Hitler Sites
- Author: Steven Lehrer
- Original title: Hitler Sites: A City-by-City Guidebook (Austria, Germany, France, United States)
- Language: English
- Genre: Nonfiction/History
- Published: 2005 (McFarland & Company)
- Publication place: United States
- Media type: Print (Paperback)
- Pages: 224 (paperback edition)
- ISBN: 978-0-7864-2454-2 (paperback edition)
- Preceded by: Wannsee House and the Holocaust
- Followed by: The Reich Chancellery and Führerbunker Complex

= Hitler Sites =

Book by Steven Lehrer

Hitler Sites: A City-by-City Guidebook (Austria, Germany, France, United States) by Steven Lehrer is a history and tour of European and American sites related to Adolf Hitler These sites cannot be found in standard guidebooks.
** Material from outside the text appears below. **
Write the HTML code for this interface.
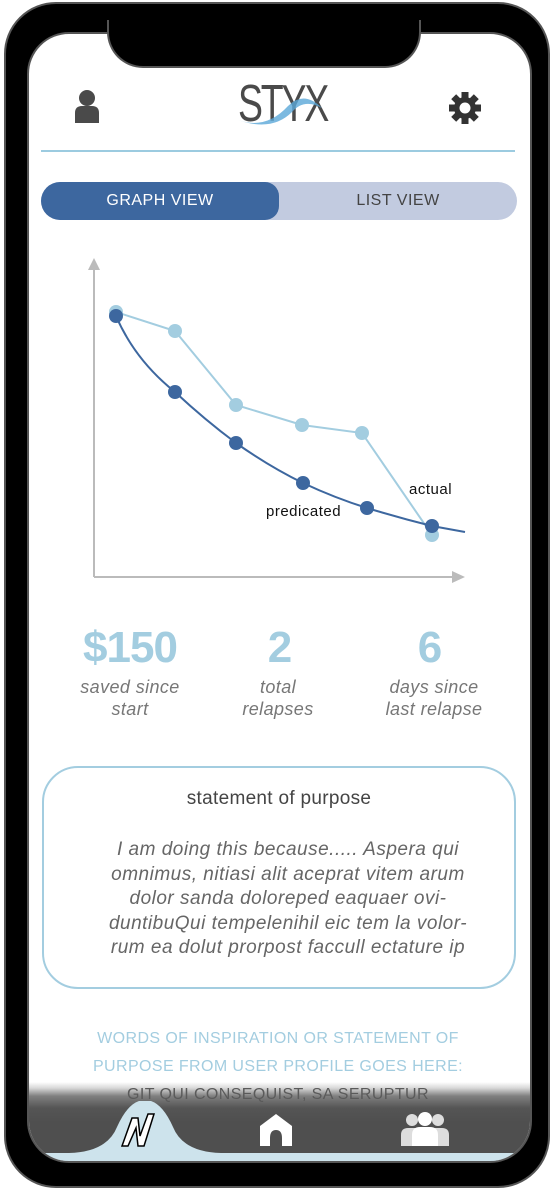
<!DOCTYPE html>
<html><head><meta charset="utf-8"><style>
body{margin:0;width:556px;height:1192px;background:#fff;position:relative;overflow:hidden;font-family:"Liberation Sans",sans-serif;}
.frame{position:absolute;left:4px;top:2px;width:546px;height:1186px;background:#000;border-radius:52px;border:2px solid #555;box-sizing:border-box;}
.screen{position:absolute;left:27px;top:32px;width:505px;height:1131px;background:#fff;border-radius:42px;border:2px solid #555;box-sizing:border-box;overflow:hidden;}
.notch{position:absolute;left:107px;top:20px;width:314px;height:48px;background:#000;border:2px solid #555;border-top:none;border-radius:0 0 36px 36px;box-sizing:border-box;}
.abs{position:absolute;}
.t{position:absolute;text-align:center;}
</style></head><body>
<div class="frame"></div>
<div class="screen">
 <div class="abs" style="left:12px;top:116px;width:474px;height:2px;background:#9ccbe0"></div>
 <div class="abs" style="left:12px;top:148px;width:476px;height:38px;border-radius:19px;background:#c2cbe0"></div>
 <div class="abs" style="left:12px;top:148px;width:238px;height:38px;border-radius:19px 14px 14px 19px;background:#3d679f"></div>
 <div class="t" style="left:12px;top:158px;width:238px;color:#fff;font-size:16px;letter-spacing:.5px">GRAPH VIEW</div>
 <div class="t" style="left:250px;top:158px;width:238px;color:#444;font-size:16px;letter-spacing:.5px">LIST VIEW</div>
</div>
<div class="notch"></div>
<svg class="abs" style="left:72px;top:88px" width="30" height="36" viewBox="0 0 30 36"><circle cx="15" cy="10" r="8" fill="#4a4a4a"/><path d="M3 35V25Q3 18 10 18H20Q27 18 27 25V35Z" fill="#4a4a4a"/></svg>
<svg class="abs" style="left:448px;top:91px" width="34" height="34" viewBox="-17 -17 34 34"><g fill="#333"><circle r="11"/><rect x="-3.5" y="-16" width="7" height="32"/><rect x="-16" y="-3.5" width="32" height="7"/><rect x="-3.5" y="-16" width="7" height="32" transform="rotate(45)"/><rect x="-3.5" y="-16" width="7" height="32" transform="rotate(-45)"/></g><circle r="5.5" fill="#fff"/></svg>
<div class="abs" style="left:238px;top:78px;font-family:'Liberation Sans Narrow','Liberation Sans',sans-serif;font-size:52px;line-height:52px;color:#4a4a4a;letter-spacing:-3px;transform:scaleX(.72);transform-origin:left">STYX</div>
<svg class="abs" style="left:226px;top:84px" width="100" height="46"><path d="M12 36Q40 46 62 22Q78 6 96 24Q78 14 66 28Q46 48 12 36Z" fill="#5aa8d8" opacity=".8"/></svg>
<svg class="abs" style="left:0;top:0" width="556" height="600">
<g stroke="#bbb" stroke-width="2" fill="#bbb"><line x1="94" y1="268" x2="94" y2="577"/><line x1="94" y1="577" x2="456" y2="577"/><path d="M88 270L94 258L100 270Z" stroke="none"/><path d="M452 571L465 577L452 583Z" stroke="none"/></g>
<polyline points="116,312 175,331 236,405 302,425 362,433 432,535" fill="none" stroke="#a3cde0" stroke-width="2"/>
<g fill="#a3cde0"><circle cx="116" cy="312" r="7"/><circle cx="175" cy="331" r="7"/><circle cx="236" cy="405" r="7"/><circle cx="302" cy="425" r="7"/><circle cx="362" cy="433" r="7"/><circle cx="432" cy="535" r="7"/></g>
<path d="M116 316Q135 360 175 392Q205 420 236 443Q270 467 303 483Q335 498 367 508Q400 518 432 526L465 532" fill="none" stroke="#3d679f" stroke-width="2"/>
<g fill="#3d679f"><circle cx="116" cy="316" r="7"/><circle cx="175" cy="392" r="7"/><circle cx="236" cy="443" r="7"/><circle cx="303" cy="483" r="7"/><circle cx="367" cy="508" r="7"/><circle cx="432" cy="526" r="7"/></g>
<text x="409" y="494" font-size="15" fill="#111" font-family="Liberation Sans" letter-spacing="0.5">actual</text>
<text x="266" y="516" font-size="15" fill="#111" font-family="Liberation Sans" letter-spacing="0.5">predicated</text>
</svg>
<div class="t" style="left:55px;top:624px;width:150px;font-size:44px;line-height:48px;font-weight:bold;color:#a3cde0;letter-spacing:-1px">$150</div>
<div class="t" style="left:210px;top:624px;width:140px;font-size:44px;line-height:48px;font-weight:bold;color:#a3cde0">2</div>
<div class="t" style="left:360px;top:624px;width:140px;font-size:44px;line-height:48px;font-weight:bold;color:#a3cde0">6</div>
<div class="t" style="left:50px;top:676px;width:160px;font-size:18px;font-style:italic;color:#777;line-height:22px;letter-spacing:.4px">saved since<br>start</div>
<div class="t" style="left:198px;top:676px;width:160px;font-size:18px;font-style:italic;color:#777;line-height:22px;letter-spacing:.4px">total<br>relapses</div>
<div class="t" style="left:352px;top:676px;width:164px;font-size:18px;font-style:italic;color:#777;line-height:22px;letter-spacing:.4px">days since<br>last relapse</div>
<div class="abs" style="left:42px;top:766px;width:474px;height:223px;border:2px solid #a3cde0;border-radius:36px;box-sizing:border-box"></div>
<div class="t" style="left:42px;top:788px;width:474px;font-size:19px;color:#444;letter-spacing:.3px">statement of purpose</div>
<div class="t" style="left:76px;top:838px;width:424px;font-size:19px;font-style:italic;color:#666;line-height:24.5px;letter-spacing:.5px">I am doing this because..... Aspera qui<br>omnimus, nitiasi alit aceprat vitem arum<br>dolor sanda doloreped eaquaer ovi-<br>duntibuQui tempelenihil eic tem la volor-<br>rum ea dolut prorpost faccull ectature ip</div>
<div class="abs" style="left:29px;top:1082px;width:501px;height:79px;border-radius:0 0 40px 40px;overflow:hidden;background:linear-gradient(#fff0 0px,#d8d8d8 6px,#808080 14px,#555 26px,#4f4f4f 40px)"></div>
<div class="t" style="left:40px;top:1025px;width:476px;font-size:16px;color:#a3cde0;line-height:28px;letter-spacing:.4px">WORDS OF INSPIRATION OR STATEMENT OF<br>PURPOSE FROM USER PROFILE GOES HERE:<br><span style="color:#5a5a5a">GIT QUI CONSEQUIST, SA SERUPTUR</span></div>
<div class="abs" style="left:29px;top:1101px;width:501px;height:60px;border-radius:0 0 40px 40px;overflow:hidden">
 <svg class="abs" style="left:0;top:0" width="501" height="60"><path d="M40 52Q78 51 88 26Q100 -1 116 -1Q132 -1 144 26Q154 51 192 52L501 52V60H0V52Z" fill="#cde3ec"/></svg>
</div>
<svg class="abs" style="left:118px;top:1112px" width="40" height="36"><path d="M4 34L14 6H20L22 24L30 2H36L26 34H20L18 16L10 34Z" fill="#fff" stroke="#000" stroke-width="1.5"/></svg>
<svg class="abs" style="left:258px;top:1112px" width="36" height="34"><path d="M2 14L18 2L34 14V34H24V26Q24 18 18 18Q12 18 12 26V34H2Z" fill="#fff"/></svg>
<svg class="abs" style="left:400px;top:1112px" width="50" height="34"><g fill="#ddd"><circle cx="12" cy="8" r="6"/><path d="M1 34V23Q1 16 8 16H16Q22 16 22 23V34Z"/><circle cx="38" cy="8" r="6"/><path d="M28 34V23Q28 16 34 16H42Q49 16 49 23V34Z"/></g><g fill="#fff"><circle cx="25" cy="7" r="7"/><path d="M12 34V23Q12 15 20 15H30Q38 15 38 23V34Z"/></g></svg>
</body></html>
Their descriptions comprise a topographical biography of the German dictator and can clarify who and what he actually was. Among the many sites are the middle-class homes and apartments where he grew up in rural Austria and Linz; the tenements and shelters he inhabited before ending up homeless, lice-infested, freezing and penniless in the streets of Vienna; the expansive Munich apartment where he lived as a rising politician and as Führer; and his country home, the Berghof, in Berchtesgaden. Also included are the Führerbau, where he signed the Munich Accords, and the New York home of his reviled nephew, William Patrick Hitler, who enlisted in the US Navy to fight against his uncle during World War II.